‘Defendant’s more recent travel and long work hours now appear to be more related to his affair with Rep. Omar than with his actual work commitments…’
Omar has paid Tim Mynett $878,930.65 in consulting fee services since she first ran for Congress.
This year alone, she has paid him $292,814.99 for digital advertising, fundraising consulting, and research services, according to the Federal Election Commission filings.
She married Mynett—her third husband—in March after denying allegations, first confirmed by Mynett’s ex-wife, that couple had been conducting an affair.
Omar divorced her estranged previous husband, Ahmed Hirsi, last fall, after the rumors first surfaced.
The freshman congresswoman’s payments to Mynett prompted an ethics complaint in August, but because the FEC allows lawmakers to work with and hire their family members or spouses, the payments are technically legal.
If the FEC did decide to investigate, however, Omar would need to prove that she his paying Mynett just as much or as little as she would pay a different consultant of no relation.
Omar has continuously denied any wrongdoing, blaming criticism of her affair and continued payments to Mynett on “rightwing Twitter trolls.”
My relationship with Tim began long after this work started.
We consulted with a top FEC campaign attorney to ensure there were no possible legal issues with our relationship. We were told this is not uncommon and that no, there weren’t.
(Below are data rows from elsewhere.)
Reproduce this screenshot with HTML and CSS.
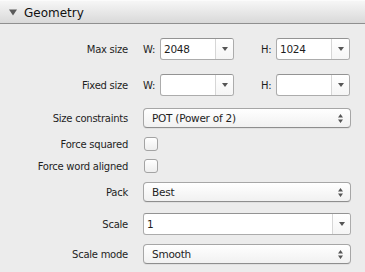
FILE: index.html
```html
<!DOCTYPE html>
<html lang="en">
  <head>
    <meta charset="utf-8">
    <meta name="viewport" content="width=device-width, initial-scale=1.0">
    <title>Geometry</title>
    <link rel="stylesheet" href="styles.css">
  </head>
  <body>
    <div class="panel">
      <div class="panel-header">
        <svg class="disclosure" width="8" height="7" viewBox="0 0 8 7"><path d="M0 0.5 H8 L4 6.5 Z" fill="#5a5a5a"/></svg>
        <span class="panel-title">Geometry</span>
      </div>
      <div class="form">
        <div class="row gap-wide">
          <span class="label">Max size</span>
          <div class="pair">
            <span class="axis">W:</span>
            <div class="combo combo-small">
              <span class="value">2048</span>
              <span class="combo-btn"><svg width="6" height="4" viewBox="0 0 6 4"><path d="M0 0 H6 L3 4 Z" fill="#555"/></svg></span>
            </div>
            <span class="axis axis-h">H:</span>
            <div class="combo combo-small">
              <span class="value">1024</span>
              <span class="combo-btn"><svg width="6" height="4" viewBox="0 0 6 4"><path d="M0 0 H6 L3 4 Z" fill="#555"/></svg></span>
            </div>
          </div>
        </div>
        <div class="row gap-wide">
          <span class="label">Fixed size</span>
          <div class="pair">
            <span class="axis">W:</span>
            <div class="combo combo-small">
              <span class="value"></span>
              <span class="combo-btn"><svg width="6" height="4" viewBox="0 0 6 4"><path d="M0 0 H6 L3 4 Z" fill="#555"/></svg></span>
            </div>
            <span class="axis axis-h">H:</span>
            <div class="combo combo-small">
              <span class="value"></span>
              <span class="combo-btn"><svg width="6" height="4" viewBox="0 0 6 4"><path d="M0 0 H6 L3 4 Z" fill="#555"/></svg></span>
            </div>
          </div>
        </div>
        <div class="row gap-mid">
          <span class="label">Size constraints</span>
          <div class="select">
            <span class="value">POT (Power of 2)</span>
            <svg class="updown" width="5" height="9" viewBox="0 0 5 9"><path d="M2.5 0 L5 3.5 H0 Z M0 5.5 H5 L2.5 9 Z" fill="#555"/></svg>
          </div>
        </div>
        <div class="row">
          <span class="label">Force squared</span>
          <span class="checkbox"></span>
        </div>
        <div class="row gap-tight">
          <span class="label">Force word aligned</span>
          <span class="checkbox"></span>
        </div>
        <div class="row">
          <span class="label">Pack</span>
          <div class="select">
            <span class="value">Best</span>
            <svg class="updown" width="5" height="9" viewBox="0 0 5 9"><path d="M2.5 0 L5 3.5 H0 Z M0 5.5 H5 L2.5 9 Z" fill="#555"/></svg>
          </div>
        </div>
        <div class="row gap-loose">
          <span class="label">Scale</span>
          <div class="combo">
            <span class="value">1</span>
            <span class="combo-btn"><svg width="6" height="4" viewBox="0 0 6 4"><path d="M0 0 H6 L3 4 Z" fill="#555"/></svg></span>
          </div>
        </div>
        <div class="row">
          <span class="label">Scale mode</span>
          <div class="select">
            <span class="value">Smooth</span>
            <svg class="updown" width="5" height="9" viewBox="0 0 5 9"><path d="M2.5 0 L5 3.5 H0 Z M0 5.5 H5 L2.5 9 Z" fill="#555"/></svg>
          </div>
        </div>
      </div>
    </div>
  </body>
</html>
```
FILE: styles.css
```css
body {
  margin: 0;
  padding: 0;
  background: #ececec;
  font-family: "DejaVu Sans", "Liberation Sans", sans-serif;
  font-size: 10px;
  letter-spacing: -0.25px;
  color: #1e1e1e;
}
.panel {
  width: 365px;
  height: 272px;
  overflow: hidden;
}
.panel-header {
  display: flex;
  align-items: center;
  padding-left: 9px;
  background: linear-gradient(#f6f6f6, #d9d9d9);
  border-top: 1px solid #fbfbfb;
  border-bottom: 1px solid #8f8f8f;
  box-sizing: border-box;
  height: 24px;
}
.disclosure {
  margin-right: 7px;
  margin-top: 1px;
}
.panel-title {
  font-size: 12px;
  letter-spacing: 0;
  color: #111;
  padding-top: 1px;
}
.form {
  padding-right: 14px;
}
.row {
  display: grid;
  grid-template-columns: 128px 1fr;
  column-gap: 15px;
  align-items: center;
  margin-top: 9px;
}
.gap-wide {
  margin-top: 14px;
}
.gap-mid {
  margin-top: 12px;
}
.gap-tight {
  margin-top: 8px;
}
.gap-loose {
  margin-top: 11px;
}
.label {
  text-align: right;
  white-space: nowrap;
}
.pair {
  display: flex;
  align-items: center;
}
.axis {
  width: 17px;
}
.axis-h {
  margin-left: 27px;
  width: 15px;
}
.combo {
  height: 22px;
  box-sizing: border-box;
  display: flex;
  align-items: stretch;
  background: #fff;
  border: 1px solid #acacac;
  border-top-color: #939393;
  border-radius: 3px;
}
.combo-small {
  width: 74px;
}
.combo .value {
  flex: 1;
  padding-left: 3px;
  line-height: 20px;
  font-size: 10.5px;
}
.combo-btn {
  width: 17px;
  border-left: 1px solid #d6d6d6;
  background: linear-gradient(#ffffff, #f5f5f5);
  border-radius: 0 2px 2px 0;
  display: flex;
  align-items: center;
  justify-content: center;
}
.select {
  height: 20px;
  box-sizing: border-box;
  display: flex;
  align-items: center;
  justify-content: space-between;
  padding: 0 7px 0 8px;
  background: linear-gradient(#ffffff, #f1f1f1);
  border: 1px solid #a6a6a6;
  border-bottom-color: #8e8e8e;
  border-radius: 4px;
  box-shadow: 0 1px 0 rgba(0,0,0,0.05);
}
.select .value {
  font-size: 10.5px;
}
.checkbox {
  width: 14px;
  height: 14px;
  box-sizing: border-box;
  margin-left: 1px;
  border: 1px solid #a3a3a3;
  border-radius: 3px;
  background: linear-gradient(#ffffff, #eeeeee);
}
```
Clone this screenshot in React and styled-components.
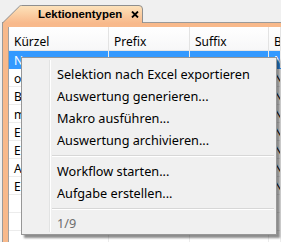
import React from 'react'
import styled, { createGlobalStyle } from 'styled-components'

const GlobalStyle = createGlobalStyle`
  html, body {
    margin: 0;
    padding: 0;
    background: #f0f0f0;
  }
  body {
    font-family: "Noto Sans", "Liberation Sans", Arial, sans-serif;
    font-size: 12px;
    color: #000;
    overflow: hidden;
  }
`

const columns = ['Kürzel', 'Prefix', 'Suffix', 'B']
const rows = ['N', 'o', 'B', 'm', 'E', 'E', 'A', 'E', '', '', '', '']

const menuItems = [
    { label: 'Selektion nach Excel exportieren' },
    { label: 'Auswertung generieren...' },
    { label: 'Makro ausführen...' },
    { label: 'Auswertung archivieren...' },
    { separator: true },
    { label: 'Workflow starten...' },
    { label: 'Aufgabe erstellen...' },
    { separator: true },
    { label: '1/9', disabled: true },
]

const App = () => {
    return (
        <>
            <GlobalStyle />
            <Window>
                <TabStrip>
                    <Tab>
                        <TabShape viewBox="0 0 141 18" preserveAspectRatio="none">
                            <defs>
                                <linearGradient id="tabFill" x1="0" y1="0" x2="0" y2="1">
                                    <stop offset="0" stopColor="#fde3bb" />
                                    <stop offset="1" stopColor="#f8b98b" />
                                </linearGradient>
                            </defs>
                            <path d="M0.5,18 L17.5,1.2 Q18.3,0.5 19.5,0.5 L137,0.5 Q140.5,0.5 140.5,4 L140.5,18"
                                fill="url(#tabFill)" stroke="#8f8f8f" strokeWidth="1" />
                        </TabShape>
                        <TabLabel>Lektionentypen</TabLabel>
                        <CloseIcon viewBox="0 0 8 7">
                            <path d="M1,0.5 L7,6.5 M7,0.5 L1,6.5" stroke="#000" strokeWidth="1.8" />
                        </CloseIcon>
                    </Tab>
                </TabStrip>
                <Frame>
                    <Table>
                        <HeaderRow>
                            {columns.map((c) => (
                                <HeaderCell key={c}>{c}</HeaderCell>
                            ))}
                        </HeaderRow>
                        {rows.map((r, i) => (
                            <Row key={i} selected={i === 0}>
                                <Cell>{r}</Cell>
                                <Cell />
                                <Cell />
                                <Cell>{r ? 'N' : ''}</Cell>
                            </Row>
                        ))}
                    </Table>
                </Frame>

                <Menu>
                    {menuItems.map((m, i) =>
                        m.separator ? (
                            <Separator key={i} />
                        ) : (
                            <MenuItem key={i} disabled={m.disabled}>{m.label}</MenuItem>
                        )
                    )}
                </Menu>
            </Window>
        </>
    )
}

const Window = styled.div`
    position: relative;
    width: 281px;
    height: 242px;
    overflow: hidden;
    background: #f0f0f0;
    display: flex;
    flex-direction: column;
`

const TabStrip = styled.div`
    height: 22px;
    padding-left: 2px;
    display: flex;
    align-items: flex-end;
    flex-shrink: 0;
`

const Tab = styled.div`
    position: relative;
    z-index: 1;
    width: 141px;
    height: 18px;
    margin-bottom: -1px;
    display: flex;
    align-items: center;
`

const TabShape = styled.svg`
    position: absolute;
    inset: 0;
    width: 100%;
    height: 100%;
`

const TabLabel = styled.span`
    position: relative;
    padding-left: 36px;
    font-family: "Liberation Sans", Arial, sans-serif;
    font-weight: bold;
    font-size: 11.4px;
    line-height: 18px;
    white-space: nowrap;
`

const CloseIcon = styled.svg`
    position: relative;
    flex-shrink: 0;
    width: 8px;
    height: 7px;
    margin-left: auto;
    margin-right: 4px;
    margin-top: 1px;
`

const Frame = styled.div`
    flex: 1;
    margin-left: 2px;
    border-top: 1px solid #9a9a9a;
    border-left: 1px solid #9a9a9a;
    background: #f8b98b;
    padding: 4px 0 0 5px;
    display: flex;
    min-height: 0;
`

const Table = styled.div`
    flex: 1;
    background: #fff;
    border-left: 1px solid #a0a0a0;
    display: flex;
    flex-direction: column;
    overflow: hidden;
`

const HeaderRow = styled.div`
    display: grid;
    grid-template-columns: 100px 81px 79px 1fr;
    height: 23px;
    flex-shrink: 0;
    background: linear-gradient(#ffffff, #f7f7f8);
    border-bottom: 1px solid #e5e5e5;
`

const HeaderCell = styled.div`
    padding: 7px 0 0 5px;
    line-height: 15px;
    border-right: 1px solid #e3e3e3;
    white-space: nowrap;
    overflow: hidden;
    color: #000;
`

const Row = styled.div`
    display: grid;
    grid-template-columns: 100px 81px 79px 1fr;
    height: 17px;
    flex-shrink: 0;
    background: ${(p) => (p.selected ? '#3399ff' : '#fff')};
    color: ${(p) => (p.selected ? '#fff' : '#000')};
    border-bottom: 1px solid ${(p) => (p.selected ? '#3399ff' : '#ececec')};
`

const Cell = styled.div`
    padding: 3px 0 0 5px;
    border-right: 1px solid #ececec;
    white-space: nowrap;
    overflow: hidden;
    line-height: 14px;
`

const Menu = styled.div`
    position: absolute;
    left: 21px;
    top: 57px;
    width: 256px;
    box-sizing: border-box;
    padding: 5px 2px 1px 2px;
    background: #f0f0f0;
    border: 1px solid #979797;
    box-shadow: 3px 3px 2px rgba(0, 0, 0, 0.45);
    z-index: 5;

    &::before {
        content: '';
        position: absolute;
        top: 2px;
        bottom: 2px;
        left: 27px;
        width: 1px;
        background: #e2e3e3;
        border-right: 1px solid #ffffff;
    }
`

const MenuItem = styled.div`
    position: relative;
    height: 22px;
    line-height: 22px;
    padding-left: 33px;
    font-size: 12.7px;
    white-space: nowrap;
    color: ${(p) => (p.disabled ? '#6d6d6d' : '#000')};
    ${(p) => p.disabled && 'height: 20px; line-height: 20px;'}
`

const Separator = styled.div`
    position: relative;
    height: 1px;
    margin: 4px 0 3px 28px;
    background: #d7d7d7;
    border-bottom: 1px solid #ffffff;
`

export default App
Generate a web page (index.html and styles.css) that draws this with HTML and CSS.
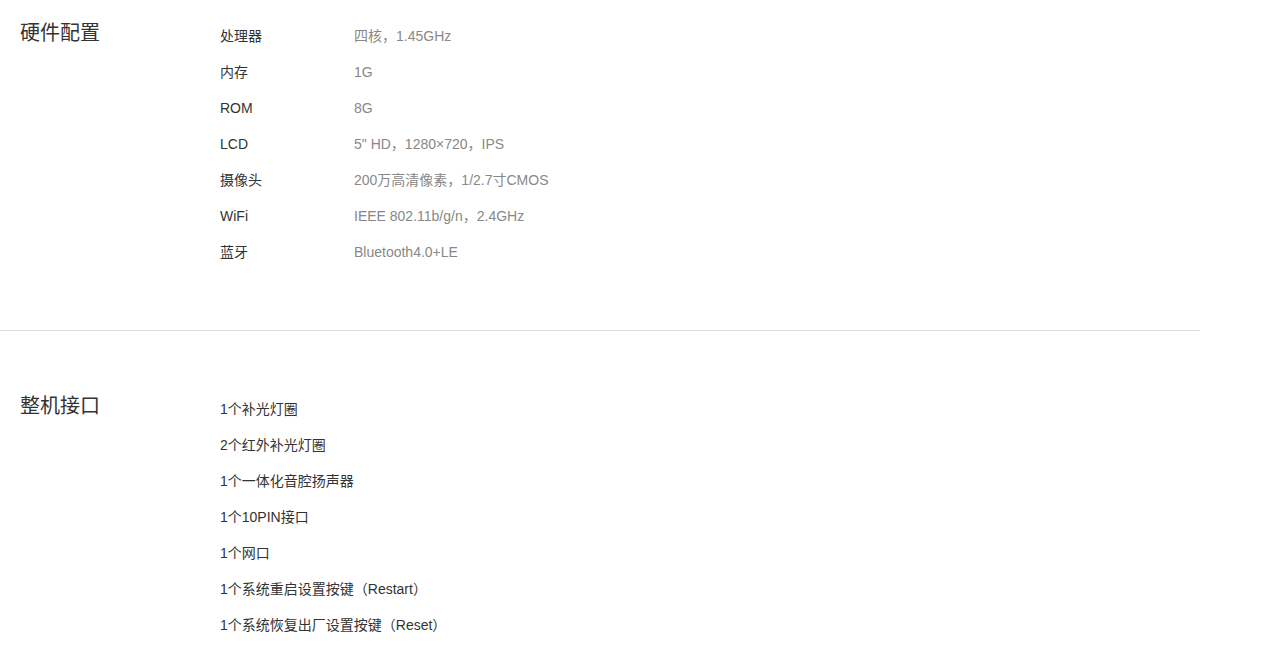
FILE: index.html
```html
<!DOCTYPE html>
<html lang="zh-CN">
<head>
    <meta charset="UTF-8">
    <title>产品参数</title>
    <link rel="stylesheet" href="styles.css">
</head>
<body>

<div class="params">
    <div class="section">
        <h2 class="section-title">硬件配置</h2>
        <ul class="spec-list">
            <li><span class="spec-name">处理器</span><span class="spec-value">四核，1.45GHz</span></li>
            <li><span class="spec-name">内存</span><span class="spec-value">1G</span></li>
            <li><span class="spec-name">ROM</span><span class="spec-value">8G</span></li>
            <li><span class="spec-name">LCD</span><span class="spec-value">5" HD，1280×720，IPS</span></li>
            <li><span class="spec-name">摄像头</span><span class="spec-value">200万高清像素，1/2.7寸CMOS</span></li>
            <li><span class="spec-name">WiFi</span><span class="spec-value">IEEE 802.11b/g/n，2.4GHz</span></li>
            <li><span class="spec-name">蓝牙</span><span class="spec-value">Bluetooth4.0+LE</span></li>
        </ul>
    </div>

    <div class="section">
        <h2 class="section-title">整机接口</h2>
        <ul class="spec-list">
            <li>1个补光灯圈</li>
            <li>2个红外补光灯圈</li>
            <li>1个一体化音腔扬声器</li>
            <li>1个10PIN接口</li>
            <li>1个网口</li>
            <li>1个系统重启设置按键（Restart）</li>
            <li>1个系统恢复出厂设置按键（Reset）</li>
        </ul>
    </div>
</div>

</body>
</html>
```

FILE: styles.css
```css
body {
    margin: 0;
    background: #fff;
    font-family: "Liberation Sans", Arial, "Noto Sans CJK SC", sans-serif;
    color: #333;
}

.params {
    width: 1200px;
}

.section {
    display: flex;
    padding: 18px 0 60px;
    border-bottom: 1px solid #ddd;
}

.section + .section {
    padding: 60px 0 20px;
    border-bottom: none;
}

.section-title {
    width: 220px;
    margin: 0;
    padding-left: 20px;
    box-sizing: border-box;
    font-size: 20px;
    font-weight: normal;
    line-height: 30px;
    color: #333;
}

.spec-list {
    list-style: none;
    margin: 0;
    padding: 0;
    font-size: 14px;
    line-height: 36px;
}

.spec-list li {
    display: flex;
    height: 36px;
}

.spec-name {
    width: 134px;
}

.spec-value {
    color: #888;
}
```
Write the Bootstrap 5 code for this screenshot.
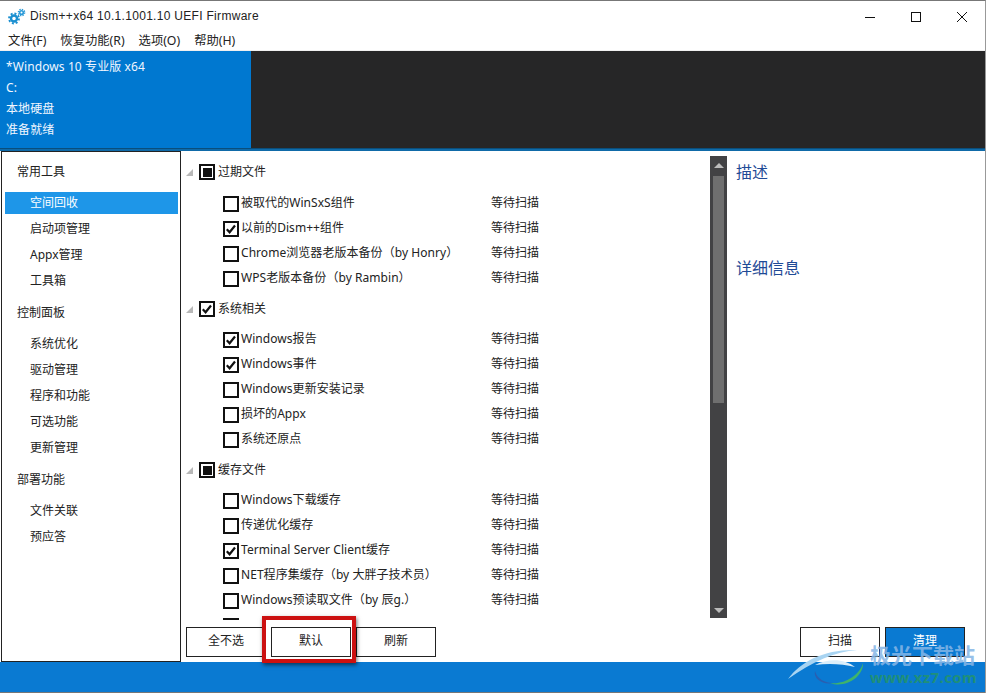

— Ilhan Omar (@IlhanMN) March 17, 2020
Mynett’s ex-wife, Beth, insisted that Omar is not above scrutiny and that her financial dealings’ specially as they relate to her campaign, should be scrutinized.
“On reflection Defendant’s more recent travel and long work hours now appear to be more related to his affair with Rep. Omar than with his actual work commitments, averaging 12 days per month away from home over the past year,” Beth Mynett wrote in her divorce filings.